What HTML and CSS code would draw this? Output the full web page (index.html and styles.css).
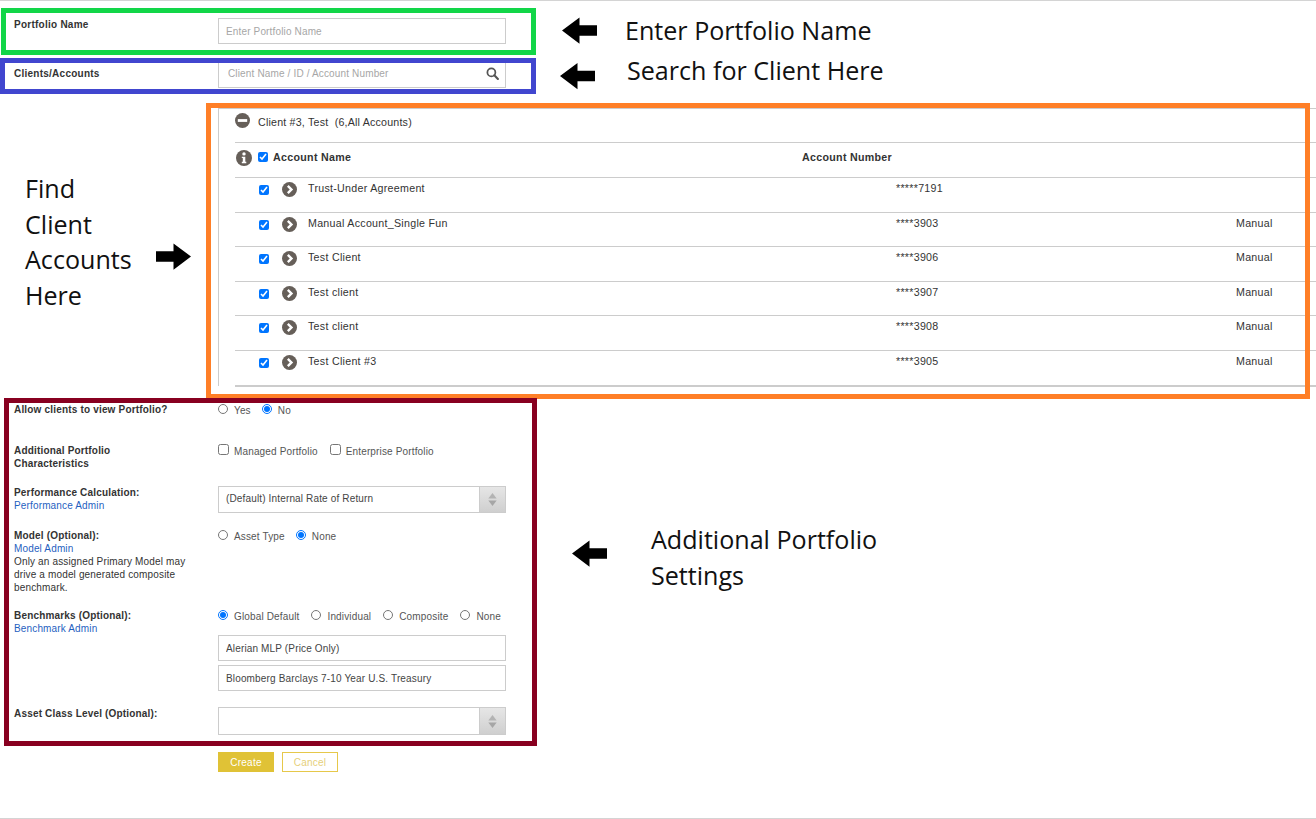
FILE: index.html
```html
<!DOCTYPE html>
<html lang="en">
<head>
<meta charset="utf-8">
<title>Create Portfolio</title>
<link rel="stylesheet" href="styles.css">
</head>
<body>
<svg class="sprite" width="0" height="0" aria-hidden="true">
  <symbol id="chev" viewBox="0 0 16 16"><circle cx="8" cy="8" r="8" fill="#665f59"/><path d="M7.100 3.200 11.900 8l-4.800 4.800-1.800-1.800 3-3-3-3z" fill="#fff"/></symbol>
  <symbol id="updown" viewBox="0 0 27 27"><path d="M13.500 6.500 18 12.500H9z" fill="#b3b3b3"/><path d="M9 14.500h9L13.500 20.500z" fill="#a6a6a6"/></symbol>
  <symbol id="arrow" viewBox="0 0 36 27"><path d="M0 13.500 18 0v8h18v11H18v8z" fill="#000"/></symbol>
</svg>

<main class="page">
  <div class="row row-name">
    <label class="label">Portfolio Name</label>
    <input class="field" type="text" placeholder="Enter Portfolio Name">
  </div>
  <div class="row row-client">
    <label class="label label-client">Clients/Accounts</label>
    <div class="search">
      <input class="field field-search" type="text" placeholder="Client Name / ID / Account Number">
      <svg class="search-icon" viewBox="0 0 14 14"><circle cx="5.800" cy="5.800" r="4.300" fill="none" stroke="#555" stroke-width="1.900"/><path d="m9 9 3.800 3.800" stroke="#555" stroke-width="2.300" stroke-linecap="round"/></svg>
    </div>
  </div>

  <section class="panel">
    <div class="client-head">
      <svg class="ico-15" viewBox="0 0 16 16"><circle cx="8" cy="8" r="8" fill="#665f59"/><rect x="3" y="6.500" width="10" height="3" fill="#fff"/></svg>
      <span>Client #3, Test&nbsp; (6,All Accounts)</span>
    </div>
    <div class="acct-head">
      <svg class="ico-info" viewBox="0 0 16 16"><circle cx="8" cy="8" r="8" fill="#665f59"/><circle cx="8" cy="3.900" r="1.700" fill="#fff"/><path d="M5.800 6.700h3.500v5.100h1v1.400H5.800v-1.400h1V8.100h-1z" fill="#fff"/></svg>
      <input class="check" type="checkbox" checked>
      <span class="strong">Account Name</span>
      <span class="strong">Account Number</span>
    </div>
    <div class="acct"><input class="check" type="checkbox" checked><svg class="ico-15"><use href="#chev"/></svg><span>Trust-Under Agreement</span><span>*****7191</span><span></span></div>
    <div class="acct"><input class="check" type="checkbox" checked><svg class="ico-15"><use href="#chev"/></svg><span>Manual Account_Single Fun</span><span>****3903</span><span>Manual</span></div>
    <div class="acct"><input class="check" type="checkbox" checked><svg class="ico-15"><use href="#chev"/></svg><span>Test Client</span><span>****3906</span><span>Manual</span></div>
    <div class="acct"><input class="check" type="checkbox" checked><svg class="ico-15"><use href="#chev"/></svg><span>Test client</span><span>****3907</span><span>Manual</span></div>
    <div class="acct"><input class="check" type="checkbox" checked><svg class="ico-15"><use href="#chev"/></svg><span>Test client</span><span>****3908</span><span>Manual</span></div>
    <div class="acct acct-last"><input class="check" type="checkbox" checked><svg class="ico-15"><use href="#chev"/></svg><span>Test Client #3</span><span>****3905</span><span>Manual</span></div>
  </section>

  <div class="row row-allow">
    <div class="label">Allow clients to view Portfolio?</div>
    <div class="opts">
      <label class="opt"><input class="radio" type="radio" name="view">Yes</label>
      <label class="opt"><input class="radio" type="radio" name="view" checked>No</label>
    </div>
  </div>
  <div class="row row-extra">
    <div class="label">Additional Portfolio Characteristics</div>
    <div class="opts opts-check">
      <label class="opt"><input class="box" type="checkbox">Managed Portfolio</label>
      <label class="opt"><input class="box" type="checkbox">Enterprise Portfolio</label>
    </div>
  </div>
  <div class="row row-perf">
    <div class="label">Performance Calculation:<a class="link" href="#">Performance Admin</a></div>
    <div class="select"><span class="select-text">(Default) Internal Rate of Return</span><span class="select-btn"><svg class="updown"><use href="#updown"/></svg></span></div>
  </div>
  <div class="row row-model">
    <div class="label">Model (Optional):<a class="link" href="#">Model Admin</a><span class="note">Only an assigned Primary Model may drive a model generated composite benchmark.</span></div>
    <div class="opts">
      <label class="opt"><input class="radio" type="radio" name="model">Asset Type</label>
      <label class="opt"><input class="radio" type="radio" name="model" checked>None</label>
    </div>
  </div>
  <div class="row row-bench">
    <div class="label">Benchmarks (Optional):<a class="link" href="#">Benchmark Admin</a></div>
    <div class="bench">
      <div class="opts opts-bench">
        <label class="opt"><input class="radio" type="radio" name="bench" checked>Global Default</label>
        <label class="opt"><input class="radio" type="radio" name="bench">Individual</label>
        <label class="opt"><input class="radio" type="radio" name="bench">Composite</label>
        <label class="opt"><input class="radio" type="radio" name="bench">None</label>
      </div>
      <input class="field field-value" type="text" value="Alerian MLP (Price Only)">
      <input class="field field-value" type="text" value="Bloomberg Barclays 7-10 Year U.S. Treasury">
    </div>
  </div>
  <div class="row row-asset">
    <div class="label">Asset Class Level (Optional):</div>
    <div class="select select-tall"><span class="select-text"></span><span class="select-btn"><svg class="updown"><use href="#updown"/></svg></span></div>
  </div>
  <div class="actions">
    <button class="btn btn-create" type="button">Create</button>
    <button class="btn btn-cancel" type="button">Cancel</button>
  </div>
</main>
<div class="foot-line"></div>

<div class="mark mark-green"></div>
<div class="mark mark-blue"></div>
<div class="mark mark-orange"></div>
<div class="mark mark-red"></div>

<svg class="arrow arrow-1"><use href="#arrow"/></svg>
<svg class="arrow arrow-2"><use href="#arrow"/></svg>
<svg class="arrow arrow-3"><use href="#arrow"/></svg>
<svg class="arrow arrow-4"><use href="#arrow"/></svg>
<div class="note-big nb-1">Enter Portfolio Name</div>
<div class="note-big nb-2">Search for Client Here</div>
<div class="note-big nb-3">Find<br>Client<br>Accounts<br>Here</div>
<div class="note-big nb-4">Additional Portfolio<br>Settings</div>
</body>
</html>
```

FILE: styles.css
```css
* { box-sizing: border-box; }
html, body { margin: 0; padding: 0; }
body {
  position: relative;
  height: 819px;
  overflow: hidden;
  background: #fff;
  color: #333;
  font-family: "Liberation Sans", Arial, sans-serif;
  font-size: 10px;
  letter-spacing: .15px;
}
.sprite { position: absolute; }
.page { border-top: 1px solid #d4d4d4; display: flex; flex-direction: column; }
.foot-line { position: absolute; left: 0; right: 0; top: 818px; height: 1px; background: #d4d4d4; }

.row { display: grid; grid-template-columns: 204px 288px; padding-left: 14px; align-items: start; }
.label { font-weight: 700; line-height: 13px; color: #333; padding-right: 30px; letter-spacing: .18px; }
.row-name { margin-top: 17px; height: 26px; }
.row-name .label { line-height: 13px; letter-spacing: .25px; }
.row-client { margin-top: 18px; height: 26px; }
.label-client { line-height: 24px; letter-spacing: .25px; }

.field {
  display: block;
  width: 288px;
  height: 26px;
  border: 1px solid #ccc;
  border-radius: 0;
  background: #fff;
  padding: 0 7px;
  outline: none;
  font: 10px "Liberation Sans", Arial, sans-serif;
  letter-spacing: .15px;
  color: #444;
}
.field::placeholder { color: #a6a6a6; opacity: 1; }
.search { position: relative; width: 288px; }
.field-search { padding: 0 24px 4px 9px; }
.search-icon { position: absolute; right: 7px; top: 5px; width: 13px; height: 13px; }

.panel { margin: 20px 0 0 218px; border-top: 1px solid #ccc; border-left: 1px solid #ccc; padding-left: 16px; height: 278px; font-size: 10.67px; letter-spacing: .2px; }
.client-head { display: flex; align-items: flex-start; height: 34px; border-bottom: 1px solid #ccc; padding-top: 4px; gap: 8px; }
.client-head span { line-height: 17px; margin-top: 1px; }
.ico-15 { width: 15px; height: 15px; display: block; flex: none; }
.ico-info { width: 16px; height: 16px; display: block; margin: -1px 0 0 1px; }
.acct-head { display: grid; grid-template-columns: 23px 15px 529px 1fr; height: 35px; border-bottom: 1px solid #ccc; align-items: start; padding-top: 8px; }
.check { width: 10px; height: 10px; margin: 1px 0 0; display: block; }
.strong { font-weight: 700; line-height: 13px; letter-spacing: .3px; }
.acct { display: grid; grid-template-columns: 23px 26px 588px 340px 1fr; height: 34.6px; border-bottom: 1px solid #ccc; padding-left: 24px; align-items: start; padding-top: 3px; letter-spacing: .28px; }
.acct > span { line-height: 14px; }
.acct .check { margin: 4px 0 0 0; }
.acct > .ico-15 { margin-top: 1px; }
.acct-last { border-bottom-width: 2px; height: 36px; }

.row-allow { margin-top: 17px; height: 41px; }
.row-extra { height: 42px; }
.row-perf { height: 43px; }
.row-model { height: 80px; }
.row-bench { height: 98px; }
.row-asset { height: 45px; }
.link { display: block; color: #1f5fbf; font-weight: 400; text-decoration: none; letter-spacing: .15px; }
.note { display: block; font-weight: 400; color: #333; letter-spacing: .15px; }

.opts { display: flex; align-items: center; gap: 11px; height: 13px; margin-top: 1px; }
.opt { display: flex; align-items: center; color: #555; line-height: 13px; }
.radio { width: 10px; height: 10px; margin: -4px 6px 0 0; }
.box { width: 11px; height: 11px; margin: -5px 5px 0 0; }
.opts-check { gap: 12px; }
.opts-bench { gap: 12px; margin-bottom: 12px; }
.bench { display: flex; flex-direction: column; }
.field-value { margin-bottom: 4px; }
.select { display: flex; width: 288px; height: 27px; border: 1px solid #ccc; background: #fff; }
.select-tall { height: 28px; }
.select-text { flex: 1; padding-left: 7px; line-height: 23px; color: #444; }
.select-btn { width: 26px; display: flex; align-items: center; justify-content: center; background: linear-gradient(#e6e6e6, #cfcfcf); border-left: 1px solid #ccc; }
.updown { width: 26px; height: 25px; }

.actions { display: flex; gap: 8px; padding-left: 218px; }
.btn { height: 20px; width: 56px; padding: 0; border-radius: 0; font: 10px "Liberation Sans", Arial, sans-serif; letter-spacing: .25px; }
.btn-create { background: #e0c236; border: 1px solid #e0c236; color: #fff; font-weight: 400; }
.btn-cancel { background: #fff; border: 1px solid #e6c84a; color: #e6cf7a; }

.mark { position: absolute; border-style: solid; border-width: 5px; }
.mark-green { left: 1px; top: 8px; width: 535px; height: 47px; border-color: #12d648; }
.mark-blue { left: 0; top: 58px; width: 536px; height: 36px; border-color: #4146cf; }
.mark-orange { left: 206px; top: 103px; width: 1104px; height: 296px; border-color: #ff7f27; }
.mark-red { left: 4px; top: 398px; width: 533px; height: 348px; border-color: #880020; }

.arrow { position: absolute; width: 35px; height: 27px; }
.arrow-1 { left: 562px; top: 17px; }
.arrow-2 { left: 560px; top: 62px; height: 28px; }
.arrow-3 { left: 156px; top: 243px; transform: scaleX(-1); }
.arrow-4 { left: 572px; top: 540px; }
.note-big { position: absolute; font-family: "Open Sans", sans-serif; font-size: 25.100px; line-height: 35.600px; letter-spacing: 0; color: #111; white-space: nowrap; }
.nb-1 { left: 625px; top: 13px; }
.nb-2 { left: 627px; top: 53px; }
.nb-3 { left: 25px; top: 171px; }
.nb-4 { left: 651px; top: 522px; }
```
==*==
## Exercise details
Look through the listing above. Pick out each line with "styles" and copy it.

## Response to the exercise
What HTML and CSS code would draw this? Output the full web page (index.html and styles.css).
<link rel="stylesheet" href="styles.css">
FILE: styles.css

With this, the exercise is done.